音楽朗読劇のさらなる可能性を切り拓く「サウンドシアター」の挑戦
新作で描かれるのは日本の伝統芸能・文楽の世界
原作は、北駒生『火色の文楽』(ゼノンコミックス/ノース・スターズ・ピクチャーズ)。主人公は、「バレエ界の星」として期待を一身に集めていたが、練習中の怪我によって、バレエへの夢を絶たれてしまった少年・迫弓矢。失意に暮れなか、幼馴染に連れられて人形浄瑠璃・文楽に出かけた彼は、そこで聴いた義太夫の声に激しく心を揺さぶられる。それをきっかけに、文楽の世界に足を踏み入れ、自分と同年代の三味線奏者の弦治や人形遣いの柑太と出会い、青春の炎を燃やし始めていく。

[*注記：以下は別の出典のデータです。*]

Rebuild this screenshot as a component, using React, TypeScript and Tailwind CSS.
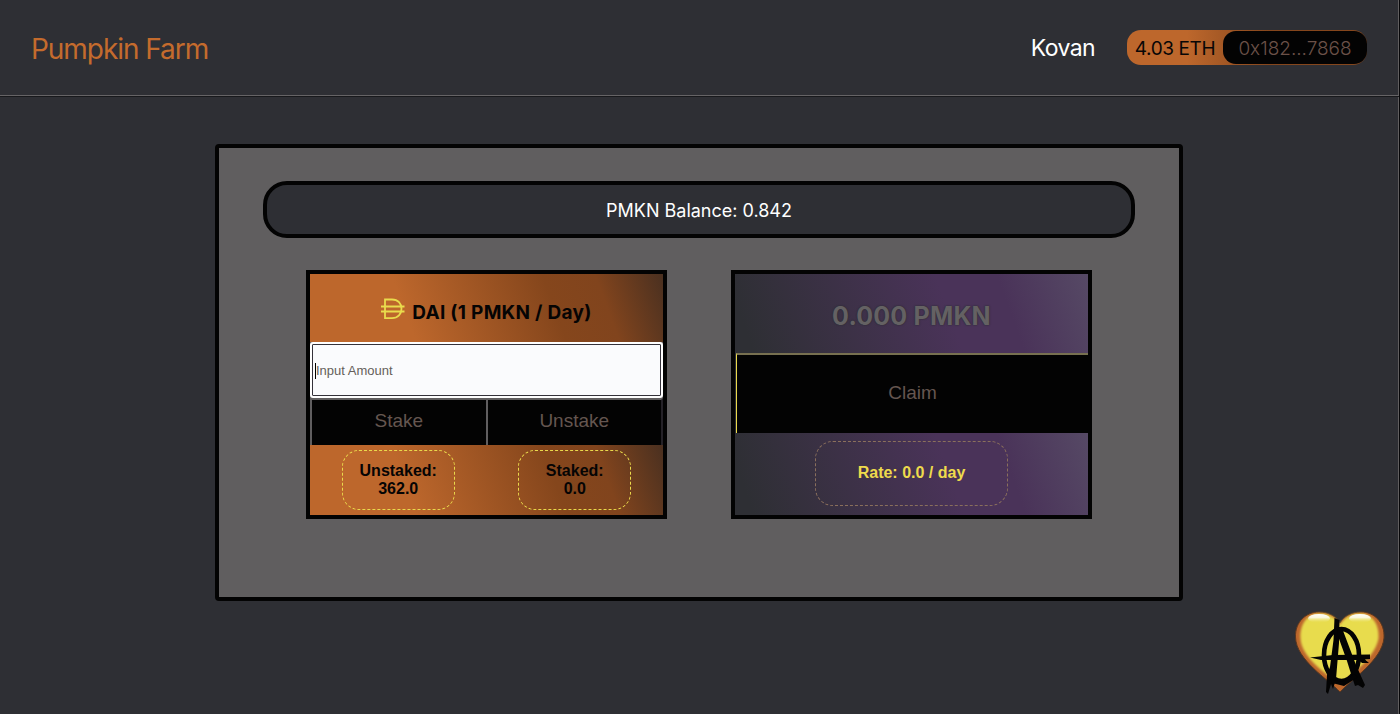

「最上の芸を追い求めて、もがきながら成長していく少年たちの姿を描いた原作を読んで、どうしてもこの世界を表現したくなりました。文楽の深遠なる世界観にすっかりとらわれてしまったわけです。サウンドシアターとしては久しぶりの和モノであり、しかも現代劇です。これまでとはひと味違った、新たな境地を開く作品になると思います」
太夫・三味線・人形遣い、現役の演者も参加するスペシャルなコラボレーションが実現
そして、「火色の文楽」の世界感を増幅させるのは、音楽監督・土屋雄作率いる音楽陣だ。今回は津軽三味線日本一の称号を最年少で手にした藤井黎元も加わり、物語にさらなる陰影を与える。それだけではない。今回のサウンドシアターには、人形浄瑠璃・文楽から、太夫:豊竹希太夫、三味線:鶴澤友之助、人形:吉田一輔、吉田玉翔、吉田簑悠の参加も決まった。現役の演者によって物語の中の演目も楽しめるという、まさに、ここでしか見ることのできないスペシャルなコラボレーションは必見だ。
文楽の世界を再構築することによって、果たして、どのような独自の世界が面前に展開されるのだろうか。『SOUND THEATRE × 火色の文楽』は、音楽朗読劇のさらなる可能性を切り拓く、そんなチャレンジングな作品である。